In Part I, I show that the threat of antitrust liability is a powerful constraint upon contemporary independent contractor workers’ own ability to take action to address their working conditions. In Part II, I trace the application of antitrust liability to worker collective action to the time before the labor exemption, arguing that pre-New Deal courts imported fundamentally hierarchical and coercive tenets from the common-law tradition into the fledgling antitrust law in order to apply it to contain worker organizing, thereby creating tensions with their own freedom of contract principles. In Part III, I show how the legal framework of the labor exemption reinforced the underlying assumption that antitrust regulates worker collective action, even as it immunized most workers from such liability (so long as they continued to be considered employees). In Part IV, I argue that the modern framework for antitrust does not compel the continued application of this default rule, and indeed supplies materials for a fresh, more balanced reconsideration of it.

Ultimately, the situation of these workers is a test of what antitrust fundamentally says about labor, absent a specific exemption.
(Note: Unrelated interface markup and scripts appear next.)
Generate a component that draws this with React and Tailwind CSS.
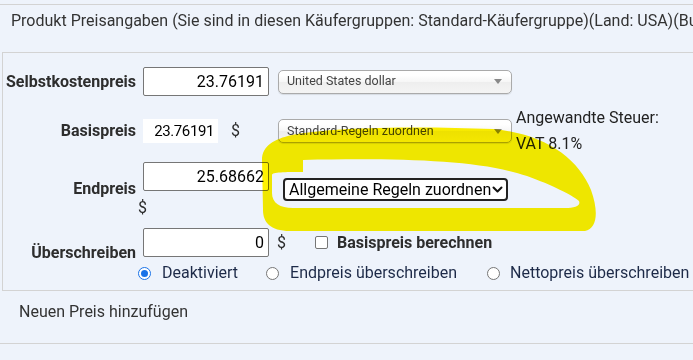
import React from "react";

function ChosenSelect({ label }) {
  return (
    <div className="flex items-center justify-between w-[234px] h-[24px] rounded-[5px] border border-[#aaa] bg-[linear-gradient(#ffffff_20%,#f6f6f6_50%,#eeeeee_52%,#f4f4f4_100%)] shadow-[0_1px_1px_rgba(0,0,0,0.1)] pl-[8px] pr-[9px] text-[12.5px] text-[#444] leading-none">
      <span className="whitespace-nowrap">{label}</span>
      <svg width="8" height="5" viewBox="0 0 8 5">
        <path d="M0 0 L8 0 L4 5 Z" fill="#888" />
      </svg>
    </div>
  );
}

function Radio({ checked }) {
  return checked ? (
    <span className="flex items-center justify-center w-[13px] h-[13px] rounded-full border-[1.5px] border-[#1a73e8] bg-white shrink-0">
      <span className="w-[7px] h-[7px] rounded-full bg-[#1a73e8]" />
    </span>
  ) : (
    <span className="block w-[13px] h-[13px] rounded-full border border-[#767676] bg-white shrink-0" />
  );
}

function NumInput({ value }) {
  return (
    <div className="ml-[5px] w-[126px] h-[29px] border border-[#767676] rounded-[2px] bg-white flex items-center justify-end pr-[4px] text-[16px] text-black">
      {value}
    </div>
  );
}

export default function App() {
  return (
    <div className="relative w-[693px] h-[360px] overflow-hidden bg-[#eef3fb] font-[Roboto,sans-serif] text-[#2b2b2b]">
      <div className="mt-[4px] border-t border-[#d3d3d3]">
        <div className="h-[47px] pt-[6px] pl-[11px] text-[16px] leading-[20px] text-[#333] whitespace-nowrap">
          Produkt Preisangaben (Sie sind in diesen Käufergruppen: Standard-Käufergruppe)(Land: USA)(Bu
        </div>
        <div className="ml-[2px] w-[720px] border border-[#d3d3d3] pt-[14px] pb-[5px]">
          {/* Row 1 */}
          <div className="flex items-center h-[29px]">
            <div className="w-[135px] pr-[2px] text-right font-bold text-[16px] text-[#2d2d2d]">Selbstkostenpreis</div>
            <div className="w-[131px]">
              <NumInput value="23.76191" />
            </div>
            <div className="ml-[9px]">
              <ChosenSelect label="United States dollar" />
            </div>
          </div>
          {/* Row 2 */}
          <div className="flex items-center h-[52px] mt-[9px]">
            <div className="w-[135px] pr-[2px] text-right font-bold text-[16px] text-[#2d2d2d]">Basispreis</div>
            <div className="w-[131px] flex items-center">
              <div className="ml-[5px] w-[75px] h-[24px] bg-white flex items-center justify-end pr-[4px] text-[15px] tracking-[-0.4px] text-black">
                23.76191
              </div>
              <span className="ml-[13px] text-[16px]">$</span>
            </div>
            <div className="ml-[9px]">
              <ChosenSelect label="Standard-Regeln zuordnen" />
            </div>
            <div className="ml-[4px] text-[16px] leading-[26px] text-[#222]">
              <div>Angewandte Steuer:</div>
              <div>VAT 8.1%</div>
            </div>
          </div>
          {/* Row 3 */}
          <div className="flex items-center h-[63px]">
            <div className="w-[135px] pr-[2px] text-right font-bold text-[16px] text-[#2d2d2d]">Endpreis</div>
            <div className="w-[131px] self-start">
              <div className="mt-[5px]">
                <NumInput value="25.68662" />
              </div>
              <div className="mt-[5px] leading-[24px] text-[16px]">$</div>
            </div>
            <div className="ml-[14px] mt-[2px] w-[225px] h-[23px] border-2 border-[#222] rounded-[4px] bg-white flex items-center justify-between pl-[4px] pr-[3px] text-[16px] text-black leading-none">
              <span className="whitespace-nowrap">Allgemeine Regeln zuordnen</span>
              <svg width="11" height="7" viewBox="0 0 11 7">
                <path d="M1.5 1.5 L5.5 5.5 L9.5 1.5" fill="none" stroke="#111" strokeWidth="2" strokeLinecap="round" strokeLinejoin="round" />
              </svg>
            </div>
          </div>
          {/* Row 4 + radios */}
          <div className="flex">
            <div className="w-[135px] pr-[2px] flex items-center justify-end font-bold text-[16px] text-[#2d2d2d]">Überschreiben</div>
            <div className="pt-[8px]">
              <div className="flex items-center h-[29px]">
                <NumInput value="0" />
                <span className="ml-[8px] text-[16px]">$</span>
                <span className="ml-[29px] block w-[13px] h-[13px] rounded-[2px] border border-[#767676] bg-white" />
                <span className="ml-[9px] font-bold text-[16px] text-[#2d2d2d] whitespace-nowrap">Basispreis berechnen</span>
              </div>
              <div className="mt-[4px] h-[24px] flex items-center text-[16px] text-[#1d2a48] whitespace-nowrap">
                <Radio checked />
                <span className="ml-[11px]">Deaktiviert</span>
                <span className="ml-[28px] flex"><Radio /></span>
                <span className="ml-[11px]">Endpreis überschreiben</span>
                <span className="ml-[30px] flex"><Radio /></span>
                <span className="ml-[10px]">Nettopreis überschreiben</span>
              </div>
            </div>
          </div>
        </div>
        <div className="h-[52px] pt-[11px] pl-[19px] text-[16px] leading-[20px] text-[#333]">
          Neuen Preis hinzufügen
        </div>
        <div className="border-t border-[#d3d3d3]" />
      </div>
      <svg className="absolute left-0 top-0 pointer-events-none mix-blend-multiply" width="693" height="360" viewBox="0 0 693 360">
        <path
          fillRule="evenodd"
          fill="#fff200"
          d="M262 160 C262 146 274 139 292 135 C330 127 420 126 493 129 C545 134 578 158 591 190 C599 212 597 229 585 231 L290 231 C270 231 263 222 263 210 Z M303 160 C400 158 480 160 527 176 C552 185 572 195 579 201 C581 206 575 208 565 208 L293 208 C280 208 272 203 272 193 L272 175 C272 172 285 172 303 172 Z"
        />
      </svg>
    </div>
  );
}
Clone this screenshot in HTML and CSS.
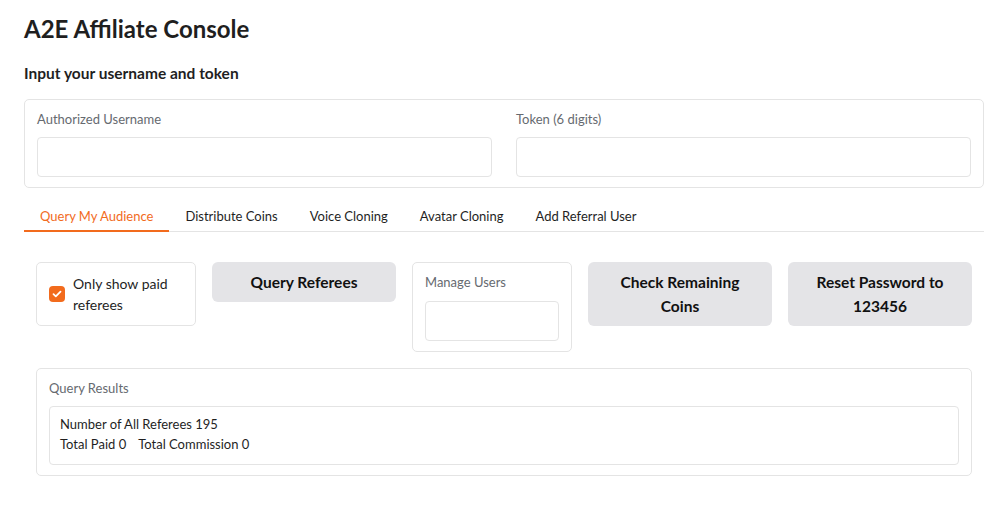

Because that exemption is currently rooted in the New Deal network of labor regulation, antitrust’s treatment of labor becomes a baseline for critical conversations about how to reform our current framework of labor regulation—in the same way that it was the baseline for those conversations prior to the New Deal itself. In particular, antitrust functions as an outer limit for any such reform, and also for specific policy proposals to address the increasing prevalence of working relationships outside the bounds of employment.